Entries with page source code
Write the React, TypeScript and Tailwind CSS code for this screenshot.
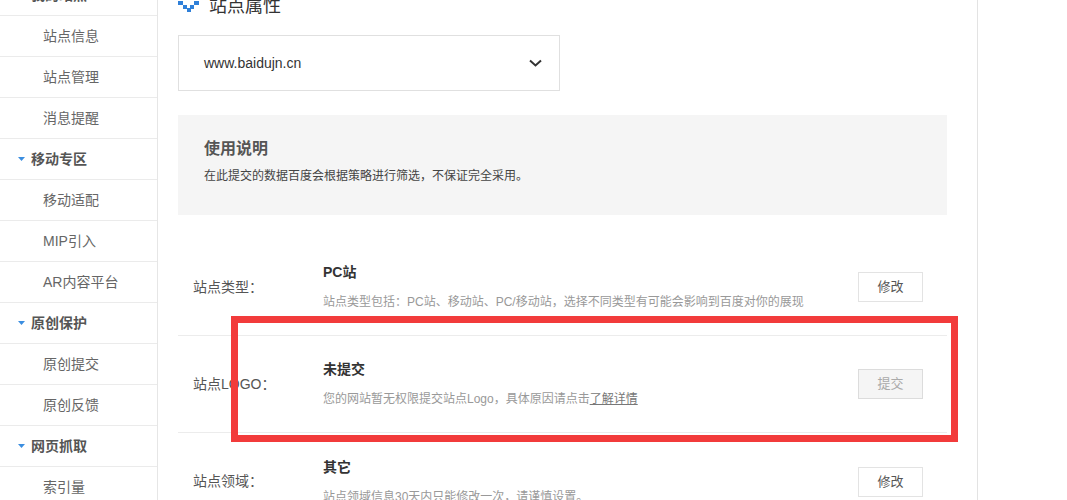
import React from "react";

type NavItem = { label: string; header?: boolean };

const nav: NavItem[] = [
  { label: "我的站点", header: true },
  { label: "站点信息" },
  { label: "站点管理" },
  { label: "消息提醒" },
  { label: "移动专区", header: true },
  { label: "移动适配" },
  { label: "MIP引入" },
  { label: "AR内容平台" },
  { label: "原创保护", header: true },
  { label: "原创提交" },
  { label: "原创反馈" },
  { label: "网页抓取", header: true },
  { label: "索引量" },
];

const font = "font-['Liberation_Sans','Noto_Sans_CJK_SC',sans-serif]";

function Caret() {
  return (
    <svg width="7" height="4" viewBox="0 0 7 4" className="mr-[6px]">
      <path d="M0 0 H7 L3.5 4 Z" fill="#3b8ee0" />
    </svg>
  );
}

function TitleIcon() {
  return (
    <svg width="21" height="13" viewBox="0 0 21 13" className="mr-[10px]">
      <rect x="0" y="1" width="5" height="4" fill="#2f80d9" />
      <rect x="5" y="5" width="4" height="4" fill="#2f80d9" />
      <rect x="9" y="8" width="4" height="4" fill="#2f80d9" />
      <rect x="12" y="5" width="4" height="4" fill="#2f80d9" />
      <rect x="16" y="1" width="5" height="4" fill="#2f80d9" />
    </svg>
  );
}

function Row({
  label,
  title,
  desc,
  action,
  disabled,
  last,
}: {
  label: string;
  title: string;
  desc: React.ReactNode;
  action: string;
  disabled?: boolean;
  last?: boolean;
}) {
  return (
    <div className={"flex items-center h-[97px] pl-[15px] pr-[24px] " + (last ? "" : "border-b border-[#ececec]")}>
      <div className="w-[130px] text-[14px] text-[#555]">{label}</div>
      <div className="flex-1">
        <div className="text-[14px] leading-5 font-bold text-[#333]">{title}</div>
        <div className="mt-[10px] text-[12px] leading-5 text-[#999]">{desc}</div>
      </div>
      <button
        className={
          "w-[65px] h-[30px] text-[13px] border " +
          (disabled ? "bg-[#f5f5f5] border-[#dcdcdc] text-[#aaa]" : "bg-white border-[#e3e3e3] text-[#555]")
        }
      >
        {action}
      </button>
    </div>
  );
}

export default function App() {
  return (
    <div className={"relative flex h-[500px] w-[1067px] overflow-hidden bg-white " + font}>
      {/* sidebar */}
      <div className="w-[158px] border-r border-[#e6e6e6] shrink-0">
        <div className="-mt-[25px]">
          {nav.map((n) => (
            <div
              key={n.label}
              className={
                "flex items-center h-[41px] border-b border-[#ebebeb] " +
                (n.header ? "pl-[18px] text-[14px] font-bold text-[#555]" : "pl-[43px] text-[14px] text-[#666]")
              }
            >
              {n.header && <Caret />}
              {n.label}
            </div>
          ))}
        </div>
      </div>

      {/* main */}
      <div className="w-[820px] border-r border-[#e3e3e3] shrink-0 pl-[20px] pr-[30px]">
        <div className="-mt-[6px] flex items-center h-[24px] text-[18px] text-[#333]">
          <TitleIcon />
          站点属性
        </div>

        <div className="mt-[17px] w-[382px] h-[56px] border border-[#e0e0e0] flex items-center justify-between pl-[25px] pr-[17px]">
          <span className="text-[14px] text-[#333]">www.baidujn.cn</span>
          <svg width="13" height="8" viewBox="0 0 13 8">
            <path d="M1 1.5 L6.5 6.5 L12 1.5" fill="none" stroke="#333" strokeWidth="2" />
          </svg>
        </div>

        <div className="mt-[24px] h-[100px] bg-[#f5f5f5] pl-[26px] pt-[24px]">
          <div className="text-[16px] leading-5 font-bold text-[#555]">使用说明</div>
          <div className="mt-[7px] text-[12px] leading-5 text-[#444]">
            在此提交的数据百度会根据策略进行筛选，不保证完全采用。
          </div>
        </div>

        <div className="mt-[24px]">
          <Row
            label="站点类型："
            title="PC站"
            desc="站点类型包括：PC站、移动站、PC/移动站，选择不同类型有可能会影响到百度对你的展现"
            action="修改"
          />
          <Row
            label="站点LOGO："
            title="未提交"
            desc={
              <>
                您的网站暂无权限提交站点Logo，具体原因请点击<span className="underline text-[#777]">了解详情</span>
              </>
            }
            action="提交"
            disabled
          />
          <Row
            label="站点领域："
            title="其它"
            desc="站点领域信息30天内只能修改一次，请谨慎设置。"
            action="修改"
            last
          />
        </div>
      </div>

      {/* highlight overlay */}
      <div className="absolute left-[231px] top-[316px] w-[727px] h-[126px] border-[7px] border-[#f23b3b] pointer-events-none" />
    </div>
  );
}
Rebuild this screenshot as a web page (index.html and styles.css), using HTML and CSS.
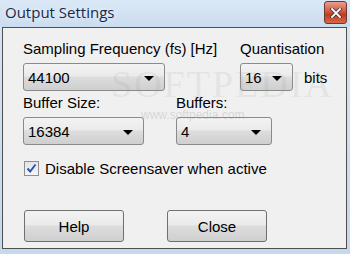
FILE: index.html
```html
<!DOCTYPE html>
<html>
  <head>
    <meta charset="UTF-8">
    <title>Output Settings</title>
    <link rel="stylesheet" href="styles.css">
  </head>
  <body>
    <div class="window">
      <div class="titlebar">
        <span class="title">Output Settings</span>
        <span class="close-btn">
          <svg width="12" height="10" viewBox="0 0 12 10">
            <path d="M2 1 L10 9 M10 1 L2 9" stroke="#3a3a3a" stroke-width="3.4" stroke-linecap="square"/>
            <path d="M2 1 L10 9 M10 1 L2 9" stroke="#ffffff" stroke-width="1.8" stroke-linecap="square"/>
          </svg>
        </span>
      </div>

      <div class="client">
        <div class="row row-top">
          <div class="group group-freq">
            <div class="label">Sampling Frequency (fs) [Hz]</div>
            <div class="combo combo-freq"><span>44100</span><span class="arrow"></span></div>
          </div>
          <div class="group group-quant">
            <div class="label">Quantisation</div>
            <div class="inline">
              <div class="combo combo-quant"><span>16</span><span class="arrow"></span></div>
              <span class="unit">bits</span>
            </div>
          </div>
        </div>

        <div class="row row-buffers">
          <div class="group group-size">
            <div class="label">Buffer Size:</div>
            <div class="combo combo-size"><span>16384</span><span class="arrow"></span></div>
          </div>
          <div class="group">
            <div class="label">Buffers:</div>
            <div class="combo combo-count"><span>4</span><span class="arrow"></span></div>
          </div>
        </div>

        <label class="check-row">
          <span class="checkbox">
            <svg width="11" height="11" viewBox="0 0 11 11">
              <path d="M1.5 5.5 L4.2 8.5 L9.5 1.5" fill="none" stroke="#2a4fb8" stroke-width="1.9"/>
            </svg>
          </span>
          <span>Disable Screensaver when active</span>
        </label>

        <div class="buttons">
          <button class="btn">Help</button>
          <button class="btn">Close</button>
        </div>

        <div class="watermark">SOFTPEDIA</div>
        <div class="watermark-url">www.softpedia.com</div>
      </div>
    </div>
  </body>
</html>
```

FILE: styles.css
```css
body {
  margin: 0;
  font-family: "Liberation Sans", Arial, sans-serif;
}

.window {
  width: 350px;
  height: 254px;
  background: linear-gradient(to bottom, #d6e5f4, #c5d8ec);
  display: flex;
  flex-direction: column;
  overflow: hidden;
}

.titlebar {
  height: 27px;
  display: flex;
  align-items: flex-start;
  justify-content: space-between;
  background: linear-gradient(to bottom, #dae8f6, #cadcef);
}

.title {
  font-family: "Open Sans", "Liberation Sans", sans-serif;
  font-size: 15px;
  color: #16294a;
  margin: 2px 0 0 5px;
  text-shadow: 0 0 6px #ffffff;
}

.close-btn {
  width: 21px;
  height: 21px;
  margin: 1px 3px 0 0;
  border: 1px solid #6b3a30;
  border-radius: 3px;
  background: linear-gradient(to bottom, #e8a08e, #d4573c 45%, #c3391e 60%, #d56a4a);
  display: flex;
  align-items: center;
  justify-content: center;
}

.client {
  position: relative;
  height: 222px;
  margin: 0 3px 0 2px;
  border: 1px solid #4f4f4f;
  background: #f0f0f0;
  padding: 13px 0 0 20px;
  box-sizing: border-box;
  font-size: 15px;
  color: #000;
}

.row {
  display: flex;
}

.group-freq {
  width: 217px;
}

.group-size {
  width: 153px;
}

.label {
  height: 16px;
  line-height: 16px;
  margin-bottom: 6px;
}

.row-buffers {
  margin-top: 4px;
}

.combo {
  border: 1px solid #8a8a8a;
  border-radius: 3px;
  background: linear-gradient(to bottom, #f3f3f3, #ebebeb 45%, #dddddd 50%, #cfcfcf);
  display: flex;
  align-items: center;
  justify-content: space-between;
  padding: 0 10px 0 4px;
  box-sizing: border-box;
  height: 28px;
  font-size: 15px;
}

.combo-freq {
  width: 142px;
}

.combo-quant {
  width: 53px;
}

.combo-size {
  width: 121px;
}

.combo-count {
  width: 96px;
}

.arrow {
  width: 0;
  height: 0;
  border-left: 5px solid transparent;
  border-right: 5px solid transparent;
  border-top: 5px solid #000;
  margin-top: 2px;
}

.inline {
  display: flex;
  align-items: center;
}

.unit {
  margin-left: 11px;
}

.check-row {
  display: flex;
  align-items: center;
  margin-top: 15px;
  font-size: 15px;
}

.checkbox {
  width: 13px;
  height: 13px;
  border: 1px solid #8e8f8f;
  background: linear-gradient(to bottom, #e4e4e4, #f6f6f6);
  display: flex;
  align-items: center;
  justify-content: center;
  margin: 0 6px 0 1px;
}

.buttons {
  display: flex;
  gap: 43px;
  margin-top: 33px;
  margin-left: 1px;
}

.btn {
  width: 100px;
  height: 32px;
  border: 1px solid #707070;
  border-radius: 3px;
  background: linear-gradient(to bottom, #f2f2f2, #ebebeb 45%, #dddddd 50%, #cfcfcf);
  font-family: "Liberation Sans", Arial, sans-serif;
  font-size: 15px;
  color: #000;
  padding: 0;
}

.watermark {
  position: absolute;
  left: 108px;
  top: 34px;
  font-family: "Liberation Serif", serif;
  font-size: 38px;
  letter-spacing: 2px;
  color: rgba(150, 150, 150, 0.15);
  pointer-events: none;
}

.watermark-url {
  position: absolute;
  left: 138px;
  top: 80px;
  font-size: 12px;
  color: rgba(150, 150, 150, 0.3);
  pointer-events: none;
}
```
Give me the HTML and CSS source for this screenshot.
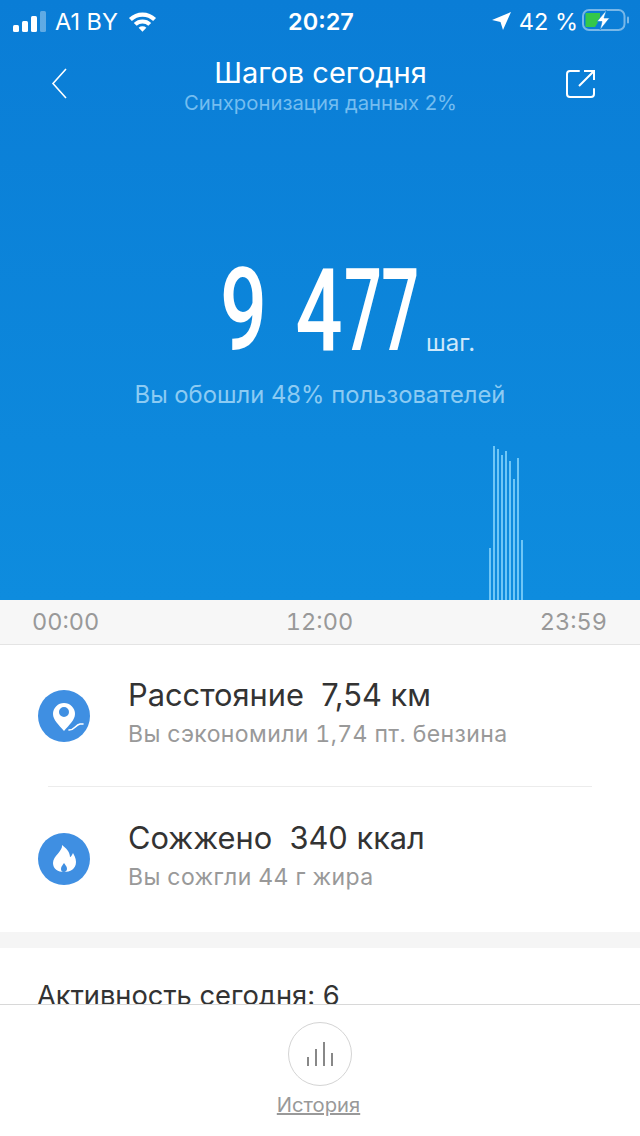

#### Exercise task
Extract every line containing the string "styles" from the data above.

#### Reply to the task
Rebuild this screenshot as a web page (index.html and styles.css), using HTML and CSS.
    <link rel="stylesheet" href="styles.css">
FILE: styles.css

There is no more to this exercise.